After separating, I need to one-hot encode the output word (if you think back to my TensorFlow tutorial, this means converting it from an integer to a vector of 0 values, one for each word in the vocabulary, with a 1 to indicate the specific word at the index of the words' integer value). 

This is so the model learns to predict the probability distribution for the next word and the ground truth from which to learn from is 0 for all words except the actual word that comes next. 

`Keras` provides the `to_categorical()` method that can be used to one-hot encode the output words for each input-output sequence pair. 

Finally, I'll need to specify to the Embedding layer how long input sequences are. I know that there are 50 words becuase I designed the model, but its normally better to use the second dimension (i.e. the number of columns) of the input data's shape.
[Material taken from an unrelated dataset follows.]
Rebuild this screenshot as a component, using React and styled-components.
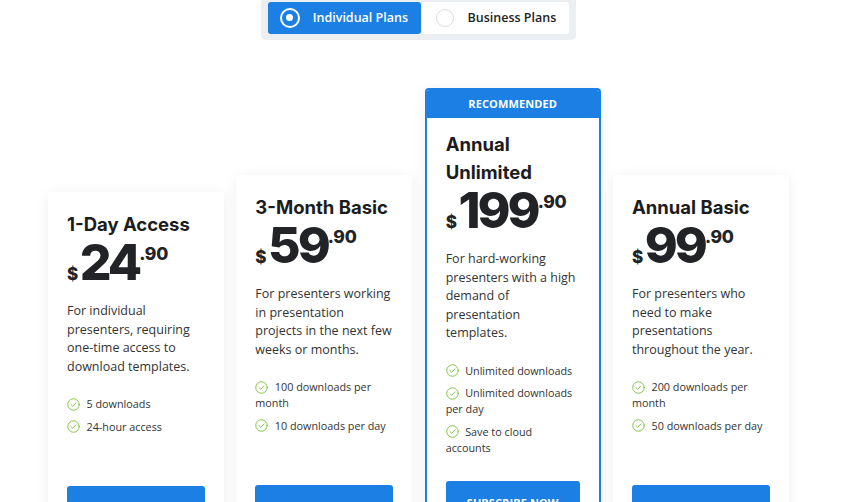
import React from "react";
import styled, { createGlobalStyle } from "styled-components";

const BLUE = "#1b7fe3";

const Global = createGlobalStyle`
  html, body { margin: 0; padding: 0; background: #fff; overflow: hidden; }
  body { font-family: "Open Sans", "Liberation Sans", sans-serif; color: #333; }
  * { box-sizing: border-box; }
`;

const Page = styled.div`
  width: 837px;
  display: flex;
  flex-direction: column;
  align-items: center;
`;

const Toggle = styled.div`
  margin-top: -4px;
  display: flex;
  gap: 1px;
  padding: 6px 7px;
  background: #eceff2;
  border-radius: 0 0 5px 5px;
`;

const ToggleButton = styled.button`
  display: flex;
  align-items: center;
  gap: ${(p) => (p.$active ? "13px" : "13.5px")};
  height: 31.5px;
  padding: 0 ${(p) => (p.$active ? "13px 0 12px" : "13px 0 14px")};
  border: none;
  border-radius: 3px;
  background: ${(p) => (p.$active ? BLUE : "#fff")};
  color: ${(p) => (p.$active ? "#fff" : "#222")};
  font-family: "Open Sans", sans-serif;
  font-size: 12.5px;
  font-weight: 600;
  cursor: pointer;
`;

const Radio = styled.span`
  position: relative;
  width: ${(p) => (p.$active ? "20px" : "18px")};
  height: ${(p) => (p.$active ? "20px" : "18px")};
  border-radius: 50%;
  border: ${(p) => (p.$active ? "2px solid #fff" : "1.5px solid #dadde1")};
  background: ${(p) => (p.$active ? BLUE : "#fff")};
  flex: none;
  &::after {
    content: "";
    display: ${(p) => (p.$active ? "block" : "none")};
    position: absolute;
    left: 50%;
    top: 50%;
    width: 7px;
    height: 7px;
    margin: -3.5px 0 0 -3.5px;
    border-radius: 50%;
    background: #fff;
  }
`;

const Cards = styled.div`
  margin-top: 48.7px;
  display: flex;
  align-items: flex-start;
  gap: 12.33px;
`;

const Card = styled.div`
  width: 176px;
  margin-top: ${(p) => p.$offset}px;
  background: #fff;
  border-radius: 4px;
  border: ${(p) => (p.$featured ? `2px solid ${BLUE}` : "none")};
  box-shadow: 0 2px 14px rgba(0, 0, 0, 0.07);
  overflow: hidden;
`;

const Ribbon = styled.div`
  height: 28px;
  background: ${BLUE};
  color: #fff;
  font-size: 11px;
  font-weight: 700;
  line-height: 28px;
  text-align: center;
  letter-spacing: 0.1px;
`;

const Body = styled.div`
  padding: ${(p) => (p.$featured ? "12.3px" : "18.3px")} 19px 24px;
  display: flex;
  flex-direction: column;
`;

const Title = styled.h3`
  margin: 0;
  font-family: Inter, "DejaVu Sans", sans-serif;
  font-weight: 700;
  font-size: 18.5px;
  line-height: 28px;
  color: #1c1c1e;
  white-space: nowrap;
`;

const Price = styled.div`
  display: flex;
  align-items: baseline;
  height: 48px;
  line-height: 48px;
  font-family: Inter, "DejaVu Sans", sans-serif;
  font-weight: 800;
  color: #222326;
`;

const Dollar = styled.span`
  font-size: 17px;
  line-height: 17px;
  margin-right: 1.5px;
`;

const Amount = styled.span`
  font-size: 50px;
  letter-spacing: -3px;
`;

const Cents = styled.span`
  align-self: flex-start;
  margin-top: 7px;
  margin-left: 0;
  font-size: 17.5px;
  line-height: 18px;
  letter-spacing: -0.3px;
`;

const Desc = styled.p`
  margin: 16px 0 0;
  font-size: 12.5px;
  line-height: 18.5px;
  color: #333;
  white-space: nowrap;
`;

const Features = styled.ul`
  margin: 20px 0 0;
  padding: 0;
  list-style: none;
  display: flex;
  flex-direction: column;
  gap: 6.4px;
`;

const Feature = styled.li`
  font-size: 10.8px;
  line-height: 16px;
  color: #333;
  white-space: nowrap;
`;

const Check = styled.svg`
  display: inline-block;
  width: 13px;
  height: 13px;
  margin-right: 6.5px;
  vertical-align: -2.5px;
`;

const Subscribe = styled.button`
  margin-top: ${(p) => p.$gap}px;
  width: 100%;
  height: 42px;
  border: none;
  border-radius: 3px;
  background: ${BLUE};
  color: #fff;
  font-family: "Open Sans", sans-serif;
  font-size: 11px;
  font-weight: 700;
  letter-spacing: 0.1px;
  cursor: pointer;
`;

const CheckIcon = () => (
  <Check viewBox="0 0 24 24" fill="none" stroke="#7fc244" strokeWidth="1.8" strokeLinecap="round" strokeLinejoin="round">
    <circle cx="12" cy="12" r="10.6" />
    <path d="M7.6 12.4l3 3 5.8-6.2" />
  </Check>
);

const lines = (arr) =>
  arr.map((l, i) => (
    <React.Fragment key={i}>
      {i > 0 && <br />}
      {l}
    </React.Fragment>
  ));

const plans = [
  {
    offset: 104,
    title: ["1-Day Access"],
    amount: "24",
    desc: ["For individual", "presenters, requiring", "one-time access to", "download templates."],
    features: [["5 downloads"], ["24-hour access"]],
  },
  {
    offset: 87,
    title: ["3-Month Basic"],
    amount: "59",
    desc: ["For presenters working", "in presentation", "projects in the next few", "weeks or months."],
    features: [["100 downloads per", "month"], ["10 downloads per day"]],
  },
  {
    offset: 0,
    featured: true,
    title: ["Annual", "Unlimited"],
    amount: "199",
    desc: ["For hard-working", "presenters with a high", "demand of", "presentation", "templates."],
    features: [["Unlimited downloads"], ["Unlimited downloads", "per day"], ["Save to cloud", "accounts"]],
  },
  {
    offset: 87,
    title: ["Annual Basic"],
    amount: "99",
    desc: ["For presenters who", "need to make", "presentations", "throughout the year."],
    features: [["200 downloads per", "month"], ["50 downloads per day"]],
  },
];

export default function App() {
  return (
    <>
      <Global />
      <Page>
        <Toggle>
          <ToggleButton $active>
            <Radio $active />
            Individual Plans
          </ToggleButton>
          <ToggleButton>
            <Radio />
            Business Plans
          </ToggleButton>
        </Toggle>
        <Cards>
          {plans.map((p, i) => (
            <Card key={i} $offset={p.offset} $featured={p.featured}>
              {p.featured && <Ribbon>RECOMMENDED</Ribbon>}
              <Body $featured={p.featured}>
                <Title>{lines(p.title)}</Title>
                <Price>
                  <Dollar>$</Dollar>
                  <Amount>{p.amount}</Amount>
                  <Cents>.90</Cents>
                </Price>
                <Desc>{lines(p.desc)}</Desc>
                <Features>
                  {p.features.map((f, j) => (
                    <Feature key={j}>
                      <CheckIcon />
                      {lines(f)}
                    </Feature>
                  ))}
                </Features>
                <Subscribe $gap={p.featured ? 25.7 : 51.5}>SUBSCRIBE NOW</Subscribe>
              </Body>
            </Card>
          ))}
        </Cards>
      </Page>
    </>
  );
}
That way, if I decide to change the length of the sequences when preparing data, I don't need to change this data loading code and it can work generically. 

In [9]:
# separate into input and output
sequences = array(sequences)
X, y = sequences[:,:-1], sequences[:,-1]
y = to_categorical(y, num_classes=vocab_size)
seq_length = X.shape[1]

### Fitting the Model

Now I can define and fit the language model on the training data. As inputs, the learned embedding needs to know the size of the vocabulary and the length of input sequences. It also needs a parameter to specify how many dimensions will be used to represent each word (i.e., the size of the embedding vector space). For this, common values are 50, 100, and 300. I'll use 50 here.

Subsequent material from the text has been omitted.